Impacting Struggling Adolescent Readers: A Socio-Psycholinguistic Study of Junior Secondary Students in Trinidad. (2015). Caribbean Curriculum, 14, 1-30. https://journals.sta.uwi.edu/ojs/index.php/cc/article/view/615

Abstract

This paper analyses the classroom reading behaviours and literacy culture of 19 low SES students, aged 11-14, who scored between 0-30 percent on their primary school exit examinations, and were placed in an English-and-Math-intensive Form 1 Remedial class at a junior secondary school in Trinidad. Although there were large differences in reading abilities within the group, poor phonics, syntactic, and semantic competencies impeded decoding and meaning-making for the majority of the students.

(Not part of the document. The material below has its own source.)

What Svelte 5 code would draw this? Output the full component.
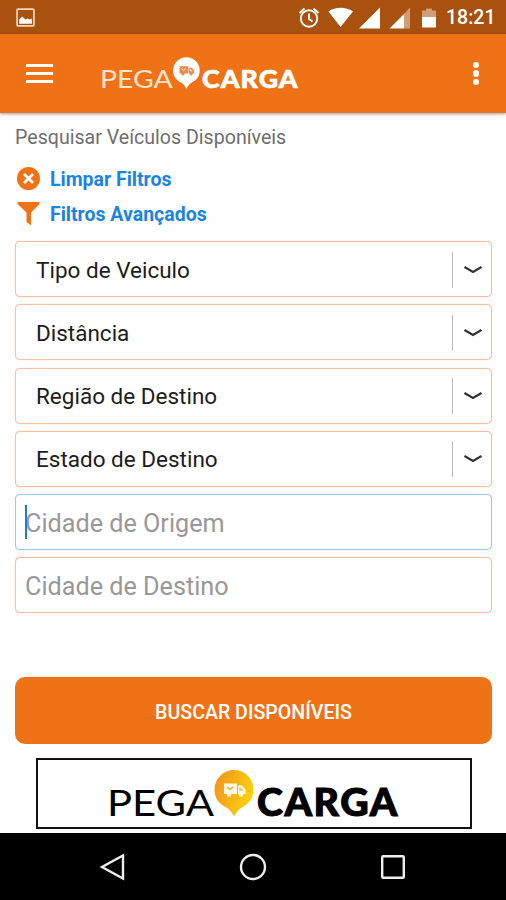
<script lang="ts">
	const selects: string[] = [
		'Tipo de Veiculo',
		'Distância',
		'Região de Destino',
		'Estado de Destino'
	];

	let origin = $state('');
	let destination = $state('');
</script>

{#snippet logo(kind: string)}
	<svg class="logo {kind}" viewBox="0 0 288 48">
		<defs>
			<linearGradient id="pin" x1="0" y1="0" x2="1" y2="0.4">
				<stop offset="0" stop-color="#f0901d" />
				<stop offset="1" stop-color="#fcd00d" />
			</linearGradient>
		</defs>
		<text class="thin" x="-3" y="46" textLength="107" lengthAdjust="spacingAndGlyphs">PEGA</text>
		<path
			class="pin"
			d="M124 0a19.500 19.500 0 0 1 19.500 19.500c0 9-5 14.500-11 17.500-4 2-6.500 6-8.500 9.500-2-3.500-4.500-7.500-8.500-9.500-6-3-11-8.500-11-17.500A19.500 19.500 0 0 1 124 0z"
		/>
		<g class="truck">
			<path d="M114 13.500h13v10.500h-13zM128 15.500h4l3.500 4v4.500h-7.500z" />
			<circle cx="119" cy="24.500" r="2.300" />
			<circle cx="131" cy="24.500" r="2.300" />
		</g>
		<path class="mark" d="M117 17l3 2.500 3-2.500M130 17.500v2.500h3" />
		<text class="heavy" x="147" y="46" textLength="142" lengthAdjust="spacingAndGlyphs">CARGA</text>
	</svg>
{/snippet}

<div class="screen">
	<div class="status">
		<svg class="picture" viewBox="0 0 18 18">
			<rect x="1" y="1" width="16" height="16" rx="1" fill="none" stroke="#f3d5c0" stroke-width="1.6" />
			<path d="M3 15v-4l3-3 3 3 2-1 2 1 2-1v5z" fill="#fff" />
		</svg>
		<svg class="indicators" viewBox="0 0 140 24">
			<g fill="none" stroke="#fff" stroke-width="1.9">
				<circle cx="10" cy="12.500" r="8.200" />
				<path d="M10 7.500v5.500l3.500 2.500M.5 7l5-4.500M19.500 7l-5-4.500" />
			</g>
			<g fill="#fff">
				<path d="M29.500 5.500C36 .5 47 .5 54 5.500L41.500 21z" />
				<path d="M81 1.500v21H60z" />
				<path d="M105.500 7.500v15H90.500z" />
				<path d="M123 10.500h14V21.500h-14z" />
			</g>
			<g fill="#cf9d78">
				<path d="M105.500 7.500l5.500-6v21h-5.500z" />
				<path d="M123 4.500h4v-2h6v2h4v6h-14z" />
			</g>
		</svg>
		<span class="clock">18:21</span>
	</div>

	<header>
		<button class="menu" aria-label="Menu">
			<span></span>
			<span></span>
			<span></span>
		</button>
		{@render logo('white')}
		<button class="more" aria-label="Mais">
			<span></span>
			<span></span>
			<span></span>
		</button>
	</header>

	<main>
		<h1>Pesquisar Veículos Disponíveis</h1>

		<a class="filter" href="#limpar">
			<svg viewBox="0 0 24 24">
				<circle cx="12.500" cy="11.500" r="11.500" fill="#ef7316" />
				<path d="M8 7l9 9m0-9l-9 9" stroke="#fff" stroke-width="2.800" />
			</svg>
			<span>Limpar Filtros</span>
		</a>
		<a class="filter" href="#avancados">
			<svg viewBox="0 0 24 24">
				<path d="M1.500 0h22v2L15 10.500v13L10.500 20v-9.500L1.500 2z" fill="#ef7316" />
			</svg>
			<span>Filtros Avançados</span>
		</a>

		<div class="fields">
			{#each selects as label}
				<button class="field select">
					<span class="label">{label}</span>
					<svg viewBox="0 0 18 8">
						<path d="M.5 1l8.500 5 8.500-5" fill="none" stroke="#333" stroke-width="2.200" />
					</svg>
				</button>
			{/each}
			<div class="field focused">
				<span class="caret"></span>
				<input placeholder="Cidade de Origem" bind:value={origin} />
			</div>
			<div class="field">
				<input placeholder="Cidade de Destino" bind:value={destination} />
			</div>
		</div>

		<button class="search">BUSCAR DISPONÍVEIS</button>

		<div class="banner">
			{@render logo('color')}
		</div>
	</main>

	<nav>
		<svg viewBox="0 0 28 28">
			<path d="M24 2.500v23L3 14z" />
		</svg>
		<svg viewBox="0 0 28 28">
			<circle cx="14" cy="14" r="12" />
		</svg>
		<svg viewBox="0 0 28 28">
			<rect x="3.200" y="3.200" width="21.600" height="21.600" rx="1" />
		</svg>
	</nav>
</div>

<style>
	:global(body) {
		margin: 0;
	}

	.screen {
		display: flex;
		flex-direction: column;
		width: 506px;
		height: 900px;
		overflow: hidden;
		background: #fefefe;
		font-family: Roboto, sans-serif;
	}

	button {
		border: 0;
		padding: 0;
		background: none;
		font-family: inherit;
	}

	svg {
		display: block;
		flex: none;
	}

	.status {
		display: flex;
		align-items: center;
		box-sizing: border-box;
		height: 34px;
		padding: 1px 11px 0 16px;
		background: #a9510f;
	}

	.picture {
		width: 19px;
		height: 19px;
	}

	.indicators {
		width: 140px;
		height: 24px;
		margin-left: auto;
	}

	.clock {
		width: 49px;
		margin-left: 7px;
		color: #fff;
		font-size: 19.5px;
		font-weight: 500;
		line-height: 36px;
		white-space: nowrap;
	}

	header {
		display: flex;
		align-items: center;
		box-sizing: border-box;
		height: 79px;
		padding: 0 27px 0 26px;
		background: #ef7316;
		box-shadow: 0 1px 3px rgba(0, 0, 0, 0.4);
	}

	.menu {
		display: grid;
		gap: 5px;
		width: 27px;
	}

	.menu span {
		height: 3px;
		background: #fff;
	}

	.more {
		display: grid;
		gap: 2.4px;
		margin-left: auto;
	}

	.more span {
		width: 6.4px;
		height: 6.4px;
		border-radius: 50%;
		background: #fff;
	}

	.logo {
		font-family: Lato, sans-serif;
		font-size: 37px;
		overflow: visible;
	}

	.thin {
		font-weight: 400;
	}

	.heavy {
		font-weight: 900;
		letter-spacing: 1.5px;
		stroke-width: 1;
	}

	.white {
		width: 196px;
		height: 33px;
		margin-left: 49px;
		fill: #fff;
	}

	.white .thin {
		fill: #ffe3cf;
	}

	.white .heavy {
		stroke: #fff;
	}

	.white .truck {
		fill: #e98a4a;
	}

	.color .heavy {
		stroke: #000;
	}

	.color .pin {
		fill: url(#pin);
	}

	.color .truck {
		fill: #fff8e0;
	}

	.mark {
		fill: none;
		stroke: #f5a623;
		stroke-width: 1.2;
	}

	.white .mark {
		stroke: #fff;
	}

	main {
		display: flex;
		flex-direction: column;
		flex: 1;
		padding: 0 14px 0 15px;
	}

	h1 {
		margin: 12px 0 10px;
		color: #6e6e6e;
		font-size: 19.6px;
		font-weight: 400;
		line-height: 26px;
	}

	.filter {
		display: flex;
		align-items: center;
		gap: 10px;
		height: 35px;
		padding-left: 1px;
		color: #1a84e0;
		font-size: 19.5px;
		font-weight: 700;
		text-decoration: none;
	}

	.filter span {
		padding-top: 1px;
	}

	.filter svg {
		width: 24px;
		height: 24px;
	}

	.fields {
		display: grid;
		gap: 7.3px;
		margin-top: 10px;
	}

	.field {
		display: flex;
		align-items: center;
		box-sizing: border-box;
		width: 100%;
		height: 56px;
		padding: 2px 9px 0;
		border: 1px solid #f7bfa6;
		border-radius: 5px;
		background: #fff;
		box-shadow: 0 0 1px #f7bfa6;
	}

	.select {
		padding: 1px 9px 0 20px;
		color: #1c1c1c;
		font-size: 22.5px;
	}

	.label {
		flex: 1;
		text-align: left;
	}

	.select svg {
		box-sizing: content-box;
		width: 18px;
		height: 8px;
		padding: 14px 0 14px 11px;
		border-left: 1px solid #bdbdbd;
	}

	.focused {
		position: relative;
		border-color: #a0c8f2;
		box-shadow: 0 0 1px #a0c8f2;
	}

	.caret {
		position: absolute;
		left: 9px;
		top: 10px;
		width: 2px;
		height: 34px;
		background: #1a7fd8;
	}

	input {
		width: 100%;
		padding: 0;
		border: 0;
		outline: 0;
		background: none;
		color: #1c1c1c;
		font-family: inherit;
		font-size: 25.2px;
	}

	input::placeholder {
		color: #989898;
		opacity: 1;
	}

	.search {
		height: 67px;
		margin-top: 64px;
		padding-top: 3px;
		border-radius: 10px;
		background: #ef7316;
		color: #fff;
		font-size: 19.6px;
		font-weight: 500;
	}

	.banner {
		box-sizing: border-box;
		width: 436px;
		height: 71px;
		margin: 14px 0 0 21px;
		padding: 10px 0 0 72px;
		border: 2px solid #111;
		background: #fff;
	}

	.color {
		width: 288px;
		height: 48px;
	}

	nav {
		display: flex;
		justify-content: center;
		align-items: center;
		gap: 112px;
		height: 67px;
		background: #000;
	}

	nav svg {
		width: 28px;
		height: 28px;
		fill: none;
		stroke: #eee;
		stroke-width: 2.4;
	}
</style>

A reading interview, the students' reading journals, and a variety of authentic reading stimuli formed a backdrop for surveying six issues. An exploratory analysis of 8 two-hour sessions over a period of eight weeks suggests that isolating the students in a concentrated English-and-Math-intensive programme would increase their stigmatization and encourage reading fossilization. A blend of interactive, transactional, sociocultural, and engagement approaches seems likely to promote the best outcomes. It is also sugested that given the students' lack of access to the potential literacy benefits of high-end technology, that they be at least exposed to a wider range of sign system literacies for making meaning from text.